Gula Melaka or Palm sugar is an integral ingredient in Asian cooking. The terms “palm sugar” or “coconut palm sugar”, are often used interchangeably, even though each type of palm sugar is distinctive of its origin, i.e. the type of palm tree and region.
The ones that are popular in South East Asia are known as gula melaka in Malaysia, or gula jawa (from coconut tree) or gula aren (from aren palm tree) in Indonesia. Gula Melaka from Malaysia is made primarily from the saps of coconut palms.
Coconut palm tree
What is palm sugar?
Palm sugar is a natural or unrefined sugar made from the nectar the flowers of various types of palm trees such as the Palmyra, date, nipa, sugar and coconut palms.(source: https://en.wikipedia.org/wiki/Palm_sugar).
The sugar is extracted from the saps of the flowers. It is then caramelised by boiling at low temperature (picture above).
The caramelised sap is sold as palm syrup in bottles or solidified and sold in the form of bricks or cakes.
How does it taste?
The tastes and colour of the palm sugar vary, and it depends on how they are processed and the type of palm and where they are from.

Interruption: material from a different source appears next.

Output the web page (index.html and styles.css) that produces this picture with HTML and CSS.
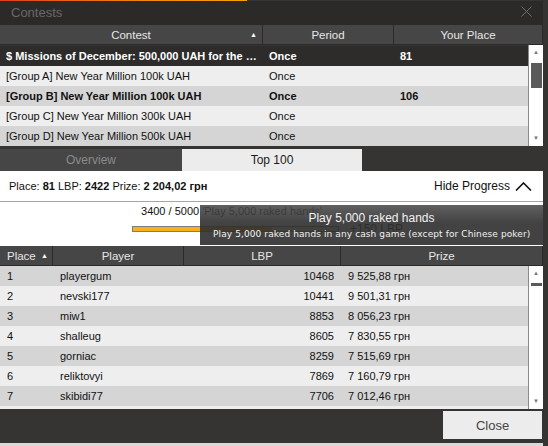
FILE: index.html
```html
<!DOCTYPE html>
<html lang="en">
<head>
    <meta charset="UTF-8">
    <meta name="viewport" content="width=device-width, initial-scale=1.0">
    <title>Contests</title>
    <link rel="stylesheet" href="styles.css">
</head>
<body>
<div class="window">
    <div class="loadbar"></div>
    <div class="titlebar">
        <span class="title">Contests</span>
        <svg class="close-x" width="11" height="11" viewBox="0 0 11 11">
            <path d="M0.5 0.5 L10.5 10.5 M10.5 0.5 L0.5 10.5" stroke="#6e6e6e" stroke-width="1" fill="none"/>
        </svg>
    </div>

    <div class="contests">
        <div class="head contests-cols">
            <div class="hcell">Contest <span class="sort">&#9650;</span></div>
            <div class="hcell">Period</div>
            <div class="hcell">Your Place</div>
        </div>
        <div class="body">
            <div class="rows">
                <div class="row contests-cols selected">
                    <div class="cell first">$ Missions of December: 500,000 UAH for the winners of missions</div>
                    <div class="cell">Once</div>
                    <div class="cell place">81</div>
                </div>
                <div class="row contests-cols light">
                    <div class="cell first">[Group A] New Year Million 100k UAH</div>
                    <div class="cell">Once</div>
                    <div class="cell place"></div>
                </div>
                <div class="row contests-cols dark bold">
                    <div class="cell first">[Group B] New Year Million 100k UAH</div>
                    <div class="cell">Once</div>
                    <div class="cell place">106</div>
                </div>
                <div class="row contests-cols light">
                    <div class="cell first">[Group C] New Year Million 300k UAH</div>
                    <div class="cell">Once</div>
                    <div class="cell place"></div>
                </div>
                <div class="row contests-cols dark">
                    <div class="cell first">[Group D] New Year Million 500k UAH</div>
                    <div class="cell">Once</div>
                    <div class="cell place"></div>
                </div>
            </div>
            <div class="scrollbar">
                <span class="arrow">&#9650;</span>
                <div class="track"><div class="thumb big"></div></div>
                <span class="arrow">&#9660;</span>
            </div>
        </div>
    </div>

    <div class="tabs">
        <div class="tab">Overview</div>
        <div class="tab active">Top 100</div>
    </div>

    <div class="info">
        <div>Place: <b>81</b> LBP: <b>2422</b> Prize: <b>2 204,02 грн</b></div>
        <div class="toggle">Hide Progress
            <svg width="17" height="9" viewBox="0 0 17 9">
                <path d="M1 8.5 L8.5 1 L16 8.5" stroke="#111" stroke-width="1.6" fill="none"/>
            </svg>
        </div>
    </div>

    <div class="progress">
        <div class="mission">
            <div class="mission-main">
                <div class="mission-text">3400 / 5000 'Play 5,000 raked hands'</div>
                <div class="bar"><div class="fill" style="width: 68%"></div></div>
            </div>
            <div class="reward">+150 LBP</div>
        </div>
        <div class="tooltip">
            <div class="tip-title">Play 5,000 raked hands</div>
            <div class="tip-text">Play 5,000 raked hands in any cash game (except for Chinese poker)</div>
        </div>
    </div>

    <div class="board">
        <div class="head board-cols">
            <div class="hcell left">Place <span class="sort">&#9650;</span></div>
            <div class="hcell">Player</div>
            <div class="hcell">LBP</div>
            <div class="hcell">Prize</div>
        </div>
        <div class="body">
            <div class="rows">
                <div class="row board-cols dark"><div class="cell">1</div><div class="cell">playergum</div><div class="cell num">10468</div><div class="cell">9 525,88 грн</div></div>
                <div class="row board-cols light"><div class="cell">2</div><div class="cell">nevski177</div><div class="cell num">10441</div><div class="cell">9 501,31 грн</div></div>
                <div class="row board-cols dark"><div class="cell">3</div><div class="cell">miw1</div><div class="cell num">8853</div><div class="cell">8 056,23 грн</div></div>
                <div class="row board-cols light"><div class="cell">4</div><div class="cell">shalleug</div><div class="cell num">8605</div><div class="cell">7 830,55 грн</div></div>
                <div class="row board-cols dark"><div class="cell">5</div><div class="cell">gorniac</div><div class="cell num">8259</div><div class="cell">7 515,69 грн</div></div>
                <div class="row board-cols light"><div class="cell">6</div><div class="cell">reliktovyi</div><div class="cell num">7869</div><div class="cell">7 160,79 грн</div></div>
                <div class="row board-cols dark"><div class="cell">7</div><div class="cell">skibidi77</div><div class="cell num">7706</div><div class="cell">7 012,46 грн</div></div>
                <div class="row board-cols light"></div>
            </div>
            <div class="scrollbar">
                <span class="arrow">&#9650;</span>
                <div class="track"><div class="thumb small"></div></div>
                <span class="arrow">&#9660;</span>
            </div>
        </div>
    </div>

    <div class="footer">
        <button class="close-btn">Close</button>
    </div>
</div>
</body>
</html>
```

FILE: styles.css
```css
body {
    margin: 0;
    padding: 0;
    background-color: #353432;
    font-family: "Liberation Sans", Arial, sans-serif;
    font-size: 11px;
    color: #111;
}

.window {
    width: 543px;
    height: 446px;
    display: flex;
    flex-direction: column;
    background-color: #353432;
    border-bottom: 3px solid #d9d9d9;
    box-sizing: border-box;
}

.loadbar {
    height: 1px;
    width: 247px;
    background: linear-gradient(to right, #e0401a, #f08a10 60%, #f5a200);
}

.titlebar {
    height: 24px;
    display: flex;
    align-items: center;
    justify-content: space-between;
    padding: 0 11px;
    background-color: #2b2a29;
}

.title {
    color: #686868;
    font-size: 13px;
    margin-top: -2px;
}

.close-x {
    margin-top: -3px;
}

/* tables */

.contests-cols {
    display: grid;
    grid-template-columns: 263px 131px 149px;
}

.board-cols {
    display: grid;
    grid-template-columns: 53px 131px 157px 202px;
}

.head {
    height: 20px;
    background-color: #464646;
    border-bottom: 1px solid #2a2a2a;
    box-sizing: border-box;
}

.hcell {
    display: flex;
    align-items: center;
    justify-content: center;
    color: #e6e6e6;
    font-size: 11.5px;
    border-right: 1px solid #2a2a2a;
    position: relative;
}

.hcell.left {
    justify-content: flex-start;
    padding-left: 7px;
}

.sort {
    font-size: 7px;
    color: #fff;
    position: absolute;
    right: 5px;
    top: 6px;
}

.board .sort {
    right: 4px;
}

.body {
    display: flex;
}

.rows {
    flex: 1;
    overflow: hidden;
}

.row {
    height: 20px;
    align-items: center;
}

.row.light {
    background-color: #eeeeee;
}

.row.dark {
    background-color: #d5d5d5;
}

.row.selected {
    background-color: #2d2c2b;
    color: #fff;
    font-weight: bold;
}

.row.bold {
    font-weight: bold;
}

.cell {
    padding-left: 6px;
    white-space: nowrap;
    overflow: hidden;
    text-overflow: ellipsis;
}

.cell.first {
    padding-right: 6px;
}

.board .cell {
    padding-left: 7px;
}

.board .cell.num {
    text-align: right;
    padding-right: 7px;
}

.contests .rows {
    height: 101px;
    padding-top: 1px;
}

.board .rows {
    height: 143px;
}

.scrollbar {
    width: 15px;
    background-color: #fff;
    border-left: 1px solid #8a8a8a;
    display: flex;
    flex-direction: column;
    align-items: center;
    box-sizing: border-box;
}

.contests .scrollbar {
    height: 101px;
}

.board .scrollbar {
    height: 143px;
}

.arrow {
    font-size: 6px;
    color: #777;
    height: 15px;
    line-height: 15px;
}

.track {
    flex: 1;
    width: 100%;
    display: flex;
    justify-content: center;
}

.thumb {
    width: 11px;
    background-color: #5a5a5a;
}

.thumb.big {
    height: 25px;
    margin-top: 3px;
}

.thumb.small {
    height: 3px;
    margin-top: 2px;
}

/* tabs */

.tabs {
    display: flex;
    height: 22px;
    margin-top: 2px;
}

.tab {
    width: 182px;
    display: flex;
    align-items: center;
    justify-content: center;
    background-color: #464646;
    color: #8a8a8a;
    font-size: 12px;
}

.tab.active {
    width: 180px;
    background-color: #ececec;
    color: #1a1a1a;
}

.info {
    height: 30px;
    display: flex;
    align-items: center;
    justify-content: space-between;
    padding: 0 11px 0 9px;
    background-color: #fff;
    border-bottom: 1px solid #a6a6a6;
}

.toggle {
    display: flex;
    align-items: center;
    gap: 5px;
    font-size: 12px;
}

/* progress */

.progress {
    height: 44px;
    background-color: #fff;
    position: relative;
}

.mission {
    display: flex;
    align-items: flex-end;
    padding-left: 132px;
    padding-top: 3px;
}

.mission-main {
    width: 207px;
    display: flex;
    flex-direction: column;
    align-items: center;
}

.mission-text {
    font-size: 11px;
    white-space: nowrap;
    margin-left: -8px;
}

.bar {
    width: 207px;
    height: 6px;
    margin-top: 9px;
    border: 1px solid #7d7d7d;
    box-sizing: border-box;
    background-color: #fce6a8;
}

.fill {
    height: 100%;
    background-color: #f6b21c;
}

.reward {
    margin-left: 11px;
    font-size: 12px;
    color: #333;
    margin-bottom: -4px;
}

.tooltip {
    position: absolute;
    left: 200px;
    top: 3px;
    width: 343px;
    height: 40px;
    box-sizing: border-box;
    background: linear-gradient(rgba(74, 74, 74, 0.88), rgba(46, 46, 46, 0.9) 45%);
    color: #f2f2f2;
    text-align: center;
    padding-top: 6px;
}

.tip-title {
    font-size: 12px;
}

.tip-text {
    font-family: "DejaVu Sans", Verdana, sans-serif;
    font-size: 9px;
    letter-spacing: 0.1px;
    margin-top: 4px;
    text-align: left;
    padding-left: 13px;
}

/* footer */

.footer {
    flex: 1;
    display: flex;
    justify-content: flex-end;
    padding-top: 2px;
}

.close-btn {
    width: 99px;
    height: 28px;
    border: none;
    background-color: #ececec;
    color: #444;
    font-family: "Liberation Sans", Arial, sans-serif;
    font-size: 13px;
    margin-right: 1px;
    padding: 0;
}
```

Generally, palm sugar tastes like mild caramel or dissolved brown sugar, very similar to honey, but without the sickening feeling of consuming too much refined sugar. The sweet mild caramel flavour is used extensively in many desserts like sago, chendol, drinks, sauces or as a general substitute to sugar.

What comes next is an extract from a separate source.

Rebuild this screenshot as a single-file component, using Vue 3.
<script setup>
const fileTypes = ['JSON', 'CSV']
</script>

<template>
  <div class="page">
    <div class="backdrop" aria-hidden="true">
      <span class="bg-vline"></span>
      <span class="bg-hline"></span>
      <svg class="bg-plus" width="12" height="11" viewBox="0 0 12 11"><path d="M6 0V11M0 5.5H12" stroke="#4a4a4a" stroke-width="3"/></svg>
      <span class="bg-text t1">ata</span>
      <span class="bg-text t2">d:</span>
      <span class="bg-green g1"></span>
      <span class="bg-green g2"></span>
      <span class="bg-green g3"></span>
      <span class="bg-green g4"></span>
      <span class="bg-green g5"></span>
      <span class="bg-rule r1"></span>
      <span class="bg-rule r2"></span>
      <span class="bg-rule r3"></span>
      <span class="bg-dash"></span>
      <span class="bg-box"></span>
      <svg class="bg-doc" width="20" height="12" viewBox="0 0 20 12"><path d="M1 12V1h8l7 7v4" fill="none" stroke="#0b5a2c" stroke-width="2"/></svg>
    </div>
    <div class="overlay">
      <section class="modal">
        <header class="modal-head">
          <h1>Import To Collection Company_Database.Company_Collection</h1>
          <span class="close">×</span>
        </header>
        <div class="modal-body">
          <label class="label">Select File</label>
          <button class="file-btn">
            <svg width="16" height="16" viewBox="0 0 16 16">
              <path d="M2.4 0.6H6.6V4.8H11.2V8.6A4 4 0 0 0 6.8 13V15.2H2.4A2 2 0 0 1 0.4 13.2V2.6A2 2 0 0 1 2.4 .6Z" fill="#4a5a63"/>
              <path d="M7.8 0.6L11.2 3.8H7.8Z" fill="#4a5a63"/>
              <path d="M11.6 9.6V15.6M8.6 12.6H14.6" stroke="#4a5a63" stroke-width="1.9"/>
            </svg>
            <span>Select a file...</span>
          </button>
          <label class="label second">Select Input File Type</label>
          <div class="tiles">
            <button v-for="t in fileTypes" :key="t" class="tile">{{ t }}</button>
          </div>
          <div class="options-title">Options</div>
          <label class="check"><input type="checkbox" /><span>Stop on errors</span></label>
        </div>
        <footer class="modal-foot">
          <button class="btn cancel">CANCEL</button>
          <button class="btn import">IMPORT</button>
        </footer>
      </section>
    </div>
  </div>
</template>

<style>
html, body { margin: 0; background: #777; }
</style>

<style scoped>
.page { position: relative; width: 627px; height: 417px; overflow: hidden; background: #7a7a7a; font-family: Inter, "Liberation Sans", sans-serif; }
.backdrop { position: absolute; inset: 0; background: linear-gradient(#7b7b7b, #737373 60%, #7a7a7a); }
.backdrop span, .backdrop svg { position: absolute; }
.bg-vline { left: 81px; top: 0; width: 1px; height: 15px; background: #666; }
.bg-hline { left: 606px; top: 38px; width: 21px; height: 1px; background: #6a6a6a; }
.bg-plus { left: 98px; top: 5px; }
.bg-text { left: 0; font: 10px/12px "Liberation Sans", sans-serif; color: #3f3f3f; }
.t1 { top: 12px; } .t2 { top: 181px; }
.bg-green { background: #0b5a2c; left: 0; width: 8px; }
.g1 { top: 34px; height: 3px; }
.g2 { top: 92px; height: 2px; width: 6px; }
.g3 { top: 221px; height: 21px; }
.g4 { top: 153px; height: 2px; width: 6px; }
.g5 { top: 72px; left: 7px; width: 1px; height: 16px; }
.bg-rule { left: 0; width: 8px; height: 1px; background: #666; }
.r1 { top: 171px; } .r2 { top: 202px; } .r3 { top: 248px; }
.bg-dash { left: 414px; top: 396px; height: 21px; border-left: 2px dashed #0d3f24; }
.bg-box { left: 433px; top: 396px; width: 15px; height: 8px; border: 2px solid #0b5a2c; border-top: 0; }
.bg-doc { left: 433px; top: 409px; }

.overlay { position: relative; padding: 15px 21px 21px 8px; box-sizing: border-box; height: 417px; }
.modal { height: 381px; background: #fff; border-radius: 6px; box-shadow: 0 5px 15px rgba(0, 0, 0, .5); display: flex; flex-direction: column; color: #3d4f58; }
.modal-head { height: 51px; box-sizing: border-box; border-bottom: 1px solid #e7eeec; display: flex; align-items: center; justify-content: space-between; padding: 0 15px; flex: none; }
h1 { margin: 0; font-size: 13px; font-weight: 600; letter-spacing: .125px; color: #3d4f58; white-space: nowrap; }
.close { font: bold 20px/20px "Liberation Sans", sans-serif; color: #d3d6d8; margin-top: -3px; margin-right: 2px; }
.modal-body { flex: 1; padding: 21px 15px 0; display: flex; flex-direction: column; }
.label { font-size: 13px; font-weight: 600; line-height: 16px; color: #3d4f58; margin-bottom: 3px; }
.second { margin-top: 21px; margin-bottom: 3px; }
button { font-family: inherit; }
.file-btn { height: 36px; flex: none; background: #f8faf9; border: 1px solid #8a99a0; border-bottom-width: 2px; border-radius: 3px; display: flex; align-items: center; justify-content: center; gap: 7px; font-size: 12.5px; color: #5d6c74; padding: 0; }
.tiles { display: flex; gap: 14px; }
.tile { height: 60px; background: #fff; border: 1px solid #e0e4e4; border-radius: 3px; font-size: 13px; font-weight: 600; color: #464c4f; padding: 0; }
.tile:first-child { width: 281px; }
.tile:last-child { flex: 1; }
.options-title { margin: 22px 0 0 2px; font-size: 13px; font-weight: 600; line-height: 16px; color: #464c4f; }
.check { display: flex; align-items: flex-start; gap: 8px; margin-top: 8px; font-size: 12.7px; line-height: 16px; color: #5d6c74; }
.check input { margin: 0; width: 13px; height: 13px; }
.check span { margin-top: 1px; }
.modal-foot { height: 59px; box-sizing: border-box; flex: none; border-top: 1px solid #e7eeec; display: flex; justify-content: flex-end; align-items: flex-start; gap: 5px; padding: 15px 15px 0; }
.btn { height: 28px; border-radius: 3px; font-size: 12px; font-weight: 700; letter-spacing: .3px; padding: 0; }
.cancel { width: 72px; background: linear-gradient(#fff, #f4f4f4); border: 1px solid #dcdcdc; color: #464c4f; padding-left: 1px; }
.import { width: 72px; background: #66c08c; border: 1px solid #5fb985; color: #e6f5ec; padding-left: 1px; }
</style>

I use palm sugar extensively in my cooking, especially for desserts such as ondeh-ondeh, pulut inti, chendol etc and all recipes that call for sugar.
How do you make palm sugar syrup from the palm sugar block?
(1) Get the palm sugar/gula melaka block and place the pieces into a small sauce pan.
(2) Add 1.5 – 2 cups of water to palm sugar and gently boil on low heat. Stir occasionally. Once the palm sugar block has softened, use your spoon/spatula to break down the block to speed up the process.
Hint: I love pandan (for the added aroma), so I add the 1-2 leaves to the pot. You can use Pandan Powder Powder as well. (See below)
Note: more water will dilute the syrup, and too little will result in the syrup being too thick and re-crystalise.
(3) Once the gula melaka has been fully dissolved, turn off the heat and let it cool for a few minutes.
(4) It is important that you sieve the syrup, as from the way it is traditionally processed you will find residue in it.
(5) Pour into a clean container and refrigerate.
Use the syrup as a substitute for sugar anytime or add it to your cooking and kiuh making! It is said there are many health benefits as well.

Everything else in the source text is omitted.